For brands, the first task is to decide where to compete. Better-for-you brands should identify the one benefit that best connects consumer demand, product truth, category relevance, and retailer opportunity. A clear hero benefit gives the brand a sharper role in the aisle and helps consumers quickly understand why the product belongs in their lives.
The strongest brands will move beyond broad wellness language and become known for something specific.
2. Make the benefit instantly understandable and meaningful
Shoppers are making fast decisions, both at the shelf and online. That means clarity must work quickly.
A better-for-you message should help consumers understand not only what the product offers, but why that benefit matters to them in the moment of choice. This decision-making often begins before a shopper reaches the store. Social content, digital shelf copy, product detail pages, search results, influencer partnerships, packaging, and in-store cues all shape how a consumer interprets the brand.
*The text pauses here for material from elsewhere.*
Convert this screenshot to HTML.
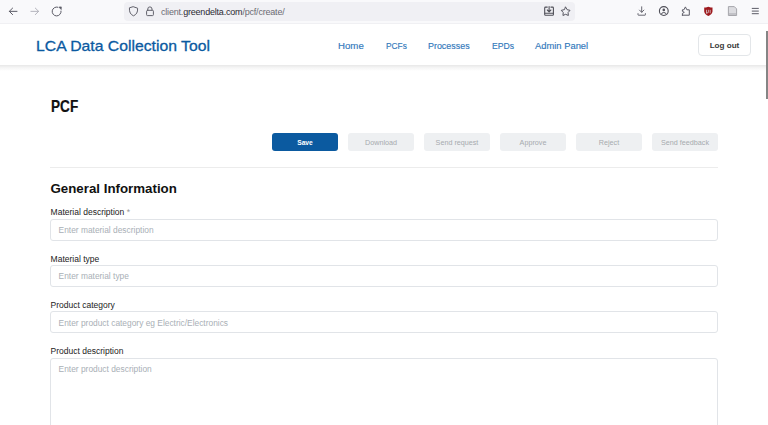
<!DOCTYPE html>
<html><head><meta charset="utf-8">
<style>
*{box-sizing:border-box;margin:0;padding:0}
html,body{width:768px;height:425px;overflow:hidden;background:#fff;font-family:"Liberation Sans",sans-serif}
.abs{position:absolute}
#tb{position:absolute;left:0;top:0;width:768px;height:24px;background:#f9f9fb;border-bottom:1px solid #f0f0f3}
#url{position:absolute;left:124px;top:2px;width:451px;height:19px;background:#f0f0f4;border-radius:4px}
#urltext{position:absolute;left:161px;top:7px;font-size:9px;color:#6b6b73;white-space:nowrap;letter-spacing:-0.2px}
#urltext b{font-weight:400;color:#2b2a33}
svg.ic{position:absolute;overflow:visible}
#hdr{position:absolute;left:0;top:24px;width:766px;height:41px;background:#fff}
#hsh{position:absolute;left:0;top:65px;width:766px;height:6px;background:linear-gradient(rgba(0,0,0,.095),rgba(0,0,0,.04) 45%,rgba(0,0,0,0))}
#title{position:absolute;left:35.7px;top:36.6px;font-size:15px;color:#0b5aa1;white-space:nowrap;-webkit-text-stroke:0.3px #0b5aa1;transform:scaleX(1.05);transform-origin:0 0}
.nav{position:absolute;top:39.5px;font-size:9.4px;color:#3178bb;white-space:nowrap;transform-origin:0 0;-webkit-text-stroke:0.15px #3178bb}
#logout{position:absolute;left:698px;top:34px;width:53px;height:22px;border:1px solid #e3e6e9;border-radius:4px;font-size:8.1px;font-weight:700;color:#3a3a3a;text-align:center;line-height:22px}
#sb{position:absolute;left:766px;top:30.5px;width:2px;height:68px;background:#858585}
#pcf{position:absolute;left:50.8px;top:97px;font-size:16.3px;font-weight:700;color:#111;white-space:nowrap;transform:scaleX(0.835);transform-origin:0 0;-webkit-text-stroke:0.2px #111}
.btn{position:absolute;top:133px;width:66px;height:18px;border-radius:3px;background:#eef0f2;color:#a6aaae;font-size:7.2px;text-align:center;line-height:19.5px;white-space:nowrap}
.btn.p{background:#0b5aa0;color:#fff;font-weight:700;font-size:6.7px}
#hr{position:absolute;left:50px;top:167px;width:668px;height:1px;background:#ececec}
#gi{position:absolute;left:50.5px;top:180.8px;font-size:13.3px;font-weight:700;color:#111;white-space:nowrap}
.lbl{position:absolute;left:50.6px;font-size:8.5px;color:#222;white-space:nowrap}
.lbl span{color:#999}
.inp{position:absolute;left:50px;width:668px;height:22px;border:1px solid #e1e4e8;border-radius:3px}
.ph{position:absolute;left:58.6px;margin-top:-0.5px;font-size:8.4px;color:#a9afb6;white-space:nowrap}
</style></head><body>
<div id="tb"></div>
<div id="url"></div>
<svg class="ic" style="left:0;top:0" width="768" height="24" viewBox="0 0 768 24">
<g fill="none" stroke-linecap="round" stroke-linejoin="round">
<path d="M17 11.35H9.3M12.6 8.1L9.3 11.35L12.6 14.6" stroke="#5b5b66" stroke-width="1"/>
<path d="M30.9 11.35H38.6M35.3 8.1L38.6 11.35L35.3 14.6" stroke="#b4b4bc" stroke-width="1"/>
<path d="M57.80 7.15A4.45 4.45 0 1 0 61.08 11.06" stroke="#5b5b66" stroke-width="1"/>
<path d="M133.5 6.8L137.6 8.2C137.9 12.2 136.4 14.6 133.5 15.8C130.6 14.6 129.1 12.2 129.4 8.2Z" stroke="#62626c" stroke-width="1"/>
<path d="M147.8 10.2V9A2.1 2.1 0 0 1 152 9V10.2" stroke="#62626c" stroke-width="1"/>
<rect x="146.6" y="10.3" width="6.8" height="5.3" rx="0.9" stroke="#62626c" stroke-width="1"/>
<path d="M547.3 7.1H545.6Q544.7 7.1 544.7 8V14.5Q544.7 15.3 545.6 15.3H552.6Q553.4 15.3 553.4 14.5V8Q553.4 7.1 552.6 7.1H550.9" stroke="#4f4f58" stroke-width="1.1"/>
<path d="M549.1 6.6V11.6M547.3 10L549.1 11.8L550.9 10M544.9 13.3H553.2" stroke="#4f4f58" stroke-width="1.1"/>
<path d="M565.65 7.15 L567.15 9.69 L570.02 10.33 L568.08 12.54 L568.35 15.47 L565.65 14.30 L562.95 15.47 L563.22 12.54 L561.28 10.33 L564.15 9.69Z" stroke="#55555f" stroke-width="1"/>
<path d="M641.7 6.8V12.2M639.5 10.1L641.7 12.3L643.9 10.1M638 13.6V14.8Q638 15.2 638.4 15.2H645Q645.4 15.2 645.4 14.8V13.6" stroke="#686872" stroke-width="1"/>
<circle cx="663.8" cy="11.05" r="4.4" stroke="#4f4f58" stroke-width="1.1"/>
<path d="M682.5 15.2H689.3V9.8H686.9L685.4 6.9L683.9 9.8H682.4V11.3L684.3 12.35L682.4 13.4V15.2Z" stroke="#5b5b66" stroke-width="1"/>
<path d="M752.2 8.4H758.4M752.2 11.1H758.4M752.2 13.7H758.4" stroke="#5b5b66" stroke-width="1"/>
</g>
<path d="M58.9 7.1L61.3 6.9L61.2 9.5Z" fill="#5b5b66" stroke="#5b5b66" stroke-width="0.7" stroke-linejoin="round"/>
<circle cx="663.8" cy="9.9" r="1.3" fill="#4f4f58"/>
<path d="M661.3 14.4Q661.6 12.5 663.8 12.5Q666 12.5 666.3 14.4" fill="none" stroke="#55555f" stroke-width="1"/>
<path d="M708.35 6.8L706 7.5L704.2 7.6V11.6C704.4 13.6 706.4 15.3 708.35 16.1C710.3 15.3 712.3 13.6 712.5 11.6V7.6L710.7 7.5Z" fill="#9e1a1e"/>
<path d="M706.5 9.8V13.6M706.5 12Q706.7 12.9 707.5 12.9Q708.4 12.9 708.4 12V9.8M710.2 9.8V12.6Q710.2 13.1 710.7 13" fill="none" stroke="#d9c9ca" stroke-width="0.8"/>
<path d="M728.4 6.6H734.3L736.6 8.9V15.5H728.4Z" fill="#dcdce0" stroke="#a2a2a8" stroke-width="0.95" stroke-linejoin="round"/>
<path d="M729 14H736" stroke="#a2a2a8" stroke-width="0.9"/>
</svg>
<div id="urltext">client.<b>greendelta.com</b>/pcf/create/</div>

<div id="hdr"></div><div id="hsh"></div>
<div id="title">LCA Data Collection Tool</div>
<div class="nav" style="left:338px;transform:scaleX(1.03)">Home</div>
<div class="nav" style="left:386px;transform:scaleX(0.89)">PCFs</div>
<div class="nav" style="left:428px;transform:scaleX(0.95)">Processes</div>
<div class="nav" style="left:492px;transform:scaleX(0.92)">EPDs</div>
<div class="nav" style="left:535px">Admin Panel</div>
<div id="logout">Log out</div>
<div id="sb"></div>

<div id="pcf">PCF</div>
<div class="btn p" style="left:272px">Save</div>
<div class="btn" style="left:348px">Download</div>
<div class="btn" style="left:424px">Send request</div>
<div class="btn" style="left:500px">Approve</div>
<div class="btn" style="left:576px">Reject</div>
<div class="btn" style="left:652px">Send feedback</div>
<div id="hr"></div>
<div id="gi">General Information</div>

<div class="lbl" style="top:207px">Material description <span>*</span></div>
<div class="inp" style="top:219px"></div>
<div class="ph" style="top:225px">Enter material description</div>

<div class="lbl" style="top:254px">Material type</div>
<div class="inp" style="top:265px"></div>
<div class="ph" style="top:271px">Enter material type</div>

<div class="lbl" style="top:300px">Product category</div>
<div class="inp" style="top:311px"></div>
<div class="ph" style="top:318px">Enter product category eg Electric/Electronics</div>

<div class="lbl" style="top:346px">Product description</div>
<div class="inp" style="top:358px;height:80px"></div>
<div class="ph" style="top:364px">Enter product description</div>
</body></html>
Across those touchpoints, the message needs to help shoppers answer a few simple questions:
- Is this product better for me than the option next to it?
- Do I understand the benefit?
- Do I believe the brand can deliver on it?
- Why should I choose this product now?
Clear language and familiar cues can reduce confusion and build confidence. This might show up as benefit-forward front-of-pack communication, a more intuitive claims hierarchy, simpler digital shelf language, or social content supported by credible voices.
The goal is not to oversimplify the product’s value. It is to make the value easier to recognize.
In a crowded and often skeptical marketplace, understandability is part of credibility.
3. Communicate consistently across the full journey
Once a brand has identified its core benefit and translated it into a meaningful message, consistency becomes essential.
A credible health story can lose power when it changes by channel, audience, or touchpoint. If packaging emphasizes one benefit, social content introduces another, retailer materials focus on something else, and shopper marketing adds yet another layer, the brand becomes harder to understand and harder to trust.
Consumers often need multiple exposures before they consider purchase. Each exposure should reinforce the same core idea, not require the shopper to reinterpret the brand each time.
Better-for-you brands need one nutrition story that can travel across packaging, merchandising, digital shelf, social content, shopper education, and retail selling. The expression can and should flex by channel, but the core benefit, proof points, and brand logic should remain aligned.
This consistency also matters for retailers. A brand with a clear, repeatable story is easier to position, merchandise, promote, and support. It gives retail partners a stronger reason to believe the brand can connect with shoppers and contribute to category growth.
Consistency turns a health claim into a recognizable market signal. Over time, that signal can become a source of trust.
4. Earn trust before asking for loyalty
Consumers want better food and beverage options, but they are also increasingly cautious about health claims. Interest in health does not automatically translate into trust.
That tension matters. As better-for-you products become more mainstream, consumers are exposed to more claims, more benefits, and more brand promises. Some are helpful. Some are unclear. Some feel inflated. The result is a shopper who is looking for clarity and reassurance.
Brands need to earn credibility before they can expect loyalty.
That starts early in the consumer journey. Awareness-building should do more than introduce the product; it should help consumers understand the benefit, the product truth behind it, and the reason to believe. Education, credible messengers, evidence-based communication, and transparent claims can all play a role.
Then, once a shopper moves from consideration to purchase, the product experience must deliver. A quality product that consistently meets expectations is what turns a first purchase into a repeat one.
Trust is not built through one claim, one campaign, or one retail win. It is built through repeated signals across the full consumer experience. For better-for-you brands, loyalty is the outcome of credibility delivered over time.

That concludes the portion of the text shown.